→ **TASK DETAILS**: Using the data below, copy each line that includes the word "React".

→ **INFORMATION SUPPLIED**:
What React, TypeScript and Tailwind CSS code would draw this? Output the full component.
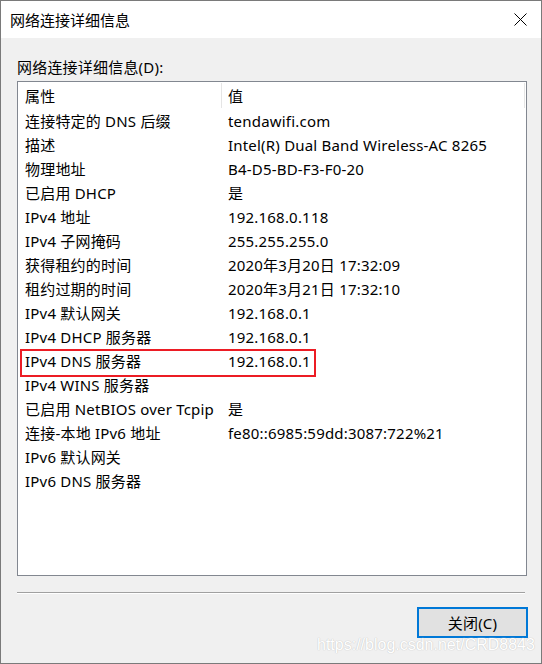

--

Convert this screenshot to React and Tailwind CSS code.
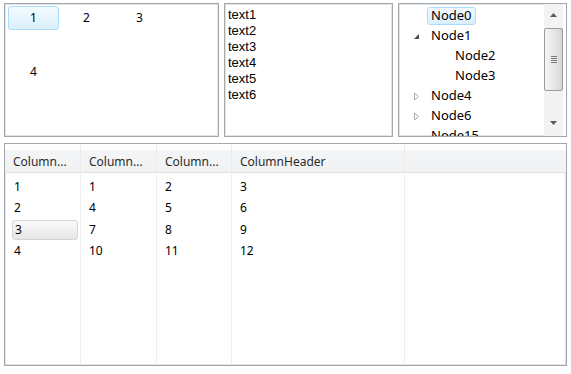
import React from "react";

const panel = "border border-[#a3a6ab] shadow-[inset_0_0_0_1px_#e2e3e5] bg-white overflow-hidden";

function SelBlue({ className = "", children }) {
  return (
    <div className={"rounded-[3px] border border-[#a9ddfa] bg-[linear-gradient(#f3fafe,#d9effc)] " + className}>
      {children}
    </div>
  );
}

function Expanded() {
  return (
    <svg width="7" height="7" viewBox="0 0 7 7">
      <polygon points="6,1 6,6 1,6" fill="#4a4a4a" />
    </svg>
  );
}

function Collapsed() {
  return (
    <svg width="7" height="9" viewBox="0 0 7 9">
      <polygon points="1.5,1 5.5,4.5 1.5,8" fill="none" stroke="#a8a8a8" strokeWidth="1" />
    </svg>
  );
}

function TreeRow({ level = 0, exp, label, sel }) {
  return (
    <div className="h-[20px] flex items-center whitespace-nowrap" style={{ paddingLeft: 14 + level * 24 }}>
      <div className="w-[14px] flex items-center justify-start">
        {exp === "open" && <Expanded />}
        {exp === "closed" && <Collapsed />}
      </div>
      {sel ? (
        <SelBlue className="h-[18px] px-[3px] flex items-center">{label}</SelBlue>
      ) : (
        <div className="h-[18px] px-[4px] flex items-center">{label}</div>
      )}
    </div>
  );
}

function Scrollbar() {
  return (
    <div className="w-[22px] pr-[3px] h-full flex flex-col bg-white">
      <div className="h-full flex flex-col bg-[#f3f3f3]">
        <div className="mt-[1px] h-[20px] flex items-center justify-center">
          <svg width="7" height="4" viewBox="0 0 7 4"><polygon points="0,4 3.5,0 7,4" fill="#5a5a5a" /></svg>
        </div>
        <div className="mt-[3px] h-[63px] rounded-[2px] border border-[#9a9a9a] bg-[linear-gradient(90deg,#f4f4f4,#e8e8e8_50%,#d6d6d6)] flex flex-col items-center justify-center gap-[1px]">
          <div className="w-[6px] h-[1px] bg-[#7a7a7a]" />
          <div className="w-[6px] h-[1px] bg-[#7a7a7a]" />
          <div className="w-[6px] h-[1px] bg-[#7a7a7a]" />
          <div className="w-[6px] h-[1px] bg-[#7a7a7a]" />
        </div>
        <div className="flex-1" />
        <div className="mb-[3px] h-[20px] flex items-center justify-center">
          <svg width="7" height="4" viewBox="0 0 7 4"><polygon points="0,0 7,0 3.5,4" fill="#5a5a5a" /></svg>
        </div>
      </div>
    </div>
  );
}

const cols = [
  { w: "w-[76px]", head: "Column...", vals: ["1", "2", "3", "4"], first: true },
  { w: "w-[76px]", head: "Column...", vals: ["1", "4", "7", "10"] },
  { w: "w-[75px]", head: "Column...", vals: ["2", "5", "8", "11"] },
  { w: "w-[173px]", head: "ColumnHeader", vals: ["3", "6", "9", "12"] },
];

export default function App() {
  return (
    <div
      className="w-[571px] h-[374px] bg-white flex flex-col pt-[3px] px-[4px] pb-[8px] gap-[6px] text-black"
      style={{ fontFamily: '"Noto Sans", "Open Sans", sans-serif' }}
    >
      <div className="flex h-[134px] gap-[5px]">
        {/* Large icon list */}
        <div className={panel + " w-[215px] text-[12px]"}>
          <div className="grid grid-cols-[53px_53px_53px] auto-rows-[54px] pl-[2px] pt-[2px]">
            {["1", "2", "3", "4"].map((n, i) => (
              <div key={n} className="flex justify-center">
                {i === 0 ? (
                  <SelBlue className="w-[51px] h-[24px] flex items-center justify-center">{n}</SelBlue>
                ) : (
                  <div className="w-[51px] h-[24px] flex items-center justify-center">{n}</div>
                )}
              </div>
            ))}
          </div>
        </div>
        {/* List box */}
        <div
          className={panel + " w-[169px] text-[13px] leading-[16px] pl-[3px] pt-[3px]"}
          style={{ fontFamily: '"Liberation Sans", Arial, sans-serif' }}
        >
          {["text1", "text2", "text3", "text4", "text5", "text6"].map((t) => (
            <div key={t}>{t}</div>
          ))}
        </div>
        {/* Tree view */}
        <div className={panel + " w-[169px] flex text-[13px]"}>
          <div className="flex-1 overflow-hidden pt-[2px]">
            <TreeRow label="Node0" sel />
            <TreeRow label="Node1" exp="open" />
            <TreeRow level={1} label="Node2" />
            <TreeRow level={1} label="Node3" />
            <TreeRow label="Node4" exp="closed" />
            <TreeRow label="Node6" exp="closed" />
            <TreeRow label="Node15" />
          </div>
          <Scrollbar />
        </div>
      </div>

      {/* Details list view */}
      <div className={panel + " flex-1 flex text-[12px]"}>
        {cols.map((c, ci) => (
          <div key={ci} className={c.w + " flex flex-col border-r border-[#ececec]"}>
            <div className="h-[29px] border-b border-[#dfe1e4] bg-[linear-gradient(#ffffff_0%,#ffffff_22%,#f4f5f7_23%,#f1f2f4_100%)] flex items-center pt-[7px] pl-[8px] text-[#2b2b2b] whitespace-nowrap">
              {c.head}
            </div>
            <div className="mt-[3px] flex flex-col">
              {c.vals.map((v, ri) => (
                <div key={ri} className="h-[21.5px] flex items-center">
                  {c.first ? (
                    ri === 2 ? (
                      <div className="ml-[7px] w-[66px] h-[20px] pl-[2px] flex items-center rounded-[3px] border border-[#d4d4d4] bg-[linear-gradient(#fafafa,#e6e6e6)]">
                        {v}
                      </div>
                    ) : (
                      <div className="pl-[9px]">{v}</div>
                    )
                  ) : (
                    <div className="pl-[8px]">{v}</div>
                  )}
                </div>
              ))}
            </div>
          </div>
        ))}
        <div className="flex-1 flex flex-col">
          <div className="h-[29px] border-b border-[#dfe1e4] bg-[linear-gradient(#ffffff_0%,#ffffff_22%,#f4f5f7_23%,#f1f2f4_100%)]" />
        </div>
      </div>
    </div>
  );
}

→ **SOLUTION TO THIS PROBLEM**:
What React, TypeScript and Tailwind CSS code would draw this? Output the full component.
Convert this screenshot to React and Tailwind CSS code.
import React from "react";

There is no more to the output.